§ **Work to be completed**:
Below, find each line holding "React" and state how many there are, using the number alone.

§ **Data shown**:
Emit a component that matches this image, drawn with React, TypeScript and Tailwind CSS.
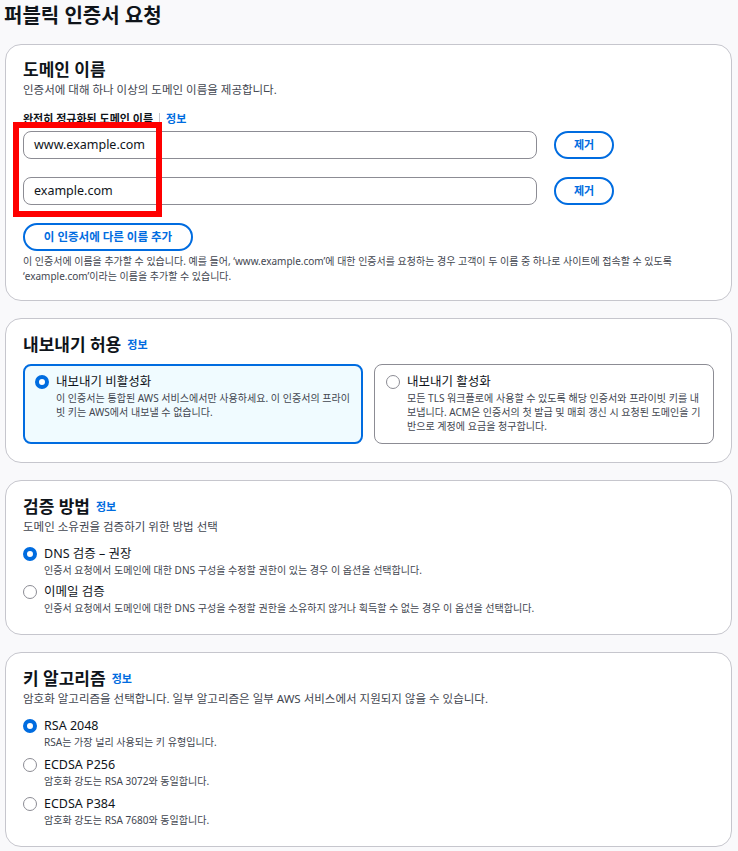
import React from "react";

const FONT = { fontFamily: '"Noto Sans", "Noto Sans CJK KR", sans-serif' };

function Radio({ checked }: { checked: boolean }) {
  return checked ? (
    <span className="mt-[2px] box-border inline-block h-[14px] w-[14px] shrink-0 rounded-full border-[4px] border-[#006ce0] bg-white" />
  ) : (
    <span className="mt-[2px] box-border inline-block h-[14px] w-[14px] shrink-0 rounded-full border-[1.5px] border-[#8c8c94] bg-white" />
  );
}

function Info() {
  return <span className="ml-[6px] text-[11px] font-bold text-[#006ce0]">정보</span>;
}

function Option({ checked, label, desc }: { checked: boolean; label: string; desc: string }) {
  return (
    <div className="flex gap-[7px]">
      <Radio checked={checked} />
      <div className="flex flex-col">
        <span className="text-[12.5px] leading-[18px] text-[#0f141a]">{label}</span>
        <span className="text-[10.05px] leading-[14px] text-[#424650]">{desc}</span>
      </div>
    </div>
  );
}

function Card({ children, className = "" }: { children: React.ReactNode; className?: string }) {
  return (
    <div className={"rounded-[16px] border border-[#c6c6cd] bg-white px-[17px] " + className}>{children}</div>
  );
}

export default function App() {
  return (
    <div style={FONT} className="relative min-h-screen bg-[#f9f9fb] pl-[5px] pr-[6px] pb-4 text-[#0f141a]">
      <h1 className="-ml-[1px] pt-[3px] text-[20px] font-bold leading-[26px]">퍼블릭 인증서 요청</h1>
      <div className="mt-[15px] flex flex-col gap-[17px]">
        {/* Domain names */}
        <Card className="pt-[14px] pb-[16px]">
          <h2 className="text-[17px] font-bold leading-[22px]">도메인 이름</h2>
          <p className="mt-[1px] text-[11.5px] leading-[16px] text-[#424650]">인증서에 대해 하나 이상의 도메인 이름을 제공합니다.</p>
          <div className="mt-[13px] flex items-center text-[11px] font-bold leading-[16px]">
            <span>완전히 정규화된 도메인 이름</span>
            <span className="mx-[6px] h-[12px] w-px bg-[#c6c6cd]" />
            <span className="text-[#006ce0]">정보</span>
          </div>
          <div className="mt-[4px] flex flex-col gap-[18px]">
            {["www.example.com", "example.com"].map((v) => (
              <div key={v} className="flex items-center gap-[17px]">
                <div className="flex h-[28px] w-[514px] items-center rounded-[8px] border border-[#8c8c94] px-[10px] text-[12.5px]">
                  {v}
                </div>
                <button className="h-[28px] w-[60px] rounded-full border-2 border-[#006ce0] text-[11px] font-bold text-[#006ce0]">
                  제거
                </button>
              </div>
            ))}
          </div>
          <button className="mt-[18px] h-[28px] w-[170px] rounded-full border-2 border-[#006ce0] text-[11.5px] font-bold text-[#006ce0]">
            이 인증서에 다른 이름 추가
          </button>
          <p className="mt-[3px] text-[10px] leading-[15px] text-[#424650]">
            이 인증서에 이름을 추가할 수 있습니다. 예를 들어, ‘www.example.com’에 대한 인증서를 요청하는 경우 고객이 두 이름 중 하나로 사이트에 접속할 수 있도록
            <br />
            ‘example.com’이라는 이름을 추가할 수 있습니다.
          </p>
        </Card>

        {/* Export */}
        <Card className="pt-[15px] pb-[18px]">
          <h2 className="flex items-center text-[17px] font-bold leading-[22px]">
            내보내기 허용
            <Info />
          </h2>
          <div className="mt-[8px] grid grid-cols-2 gap-[11px]">
            <div className="h-[80px] rounded-[8px] border-2 border-[#006ce0] bg-[#f0fbff] pl-[10px] pr-[7px] pt-[7px]">
              <Option
                checked
                label="내보내기 비활성화"
                desc="이 인증서는 통합된 AWS 서비스에서만 사용하세요. 이 인증서의 프라이빗 키는 AWS에서 내보낼 수 없습니다."
              />
            </div>
            <div className="h-[80px] rounded-[8px] border border-[#8c8c94] bg-white pl-[11px] pr-[7px] pt-[8px]">
              <Option
                checked={false}
                label="내보내기 활성화"
                desc="모든 TLS 워크플로에 사용할 수 있도록 해당 인증서와 프라이빗 키를 내보냅니다. ACM은 인증서의 첫 발급 및 매회 갱신 시 요청된 도메인을 기반으로 계정에 요금을 청구합니다."
              />
            </div>
          </div>
        </Card>

        {/* Validation */}
        <Card className="pt-[15px] pb-[19px]">
          <h2 className="flex items-center text-[17px] font-bold leading-[22px]">
            검증 방법
            <Info />
          </h2>
          <p className="mt-[1px] text-[11.5px] leading-[16px] text-[#424650]">도메인 소유권을 검증하기 위한 방법 선택</p>
          <div className="mt-[10px] flex flex-col gap-[6px]">
            <Option
              checked
              label="DNS 검증 – 권장"
              desc="인증서 요청에서 도메인에 대한 DNS 구성을 수정할 권한이 있는 경우 이 옵션을 선택합니다."
            />
            <Option
              checked={false}
              label="이메일 검증"
              desc="인증서 요청에서 도메인에 대한 DNS 구성을 수정할 권한을 소유하지 않거나 획득할 수 없는 경우 이 옵션을 선택합니다."
            />
          </div>
        </Card>

        {/* Key algorithm */}
        <Card className="pt-[15px] pb-[19px]">
          <h2 className="flex items-center text-[17px] font-bold leading-[22px]">
            키 알고리즘
            <Info />
          </h2>
          <p className="mt-[1px] text-[11.5px] leading-[16px] text-[#424650]">
            암호화 알고리즘을 선택합니다. 일부 알고리즘은 일부 AWS 서비스에서 지원되지 않을 수 있습니다.
          </p>
          <div className="mt-[10px] flex flex-col gap-[7px]">
            <Option checked label="RSA 2048" desc="RSA는 가장 널리 사용되는 키 유형입니다." />
            <Option checked={false} label="ECDSA P256" desc="암호화 강도는 RSA 3072와 동일합니다." />
            <Option checked={false} label="ECDSA P384" desc="암호화 강도는 RSA 7680와 동일합니다." />
          </div>
        </Card>
      </div>

      {/* red annotation box */}
      <div className="pointer-events-none absolute left-[13px] top-[122px] h-[95px] w-[149px] border-[6px] border-[#ff0000]" />
    </div>
  );
}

§ **Solution to the exercise**:
3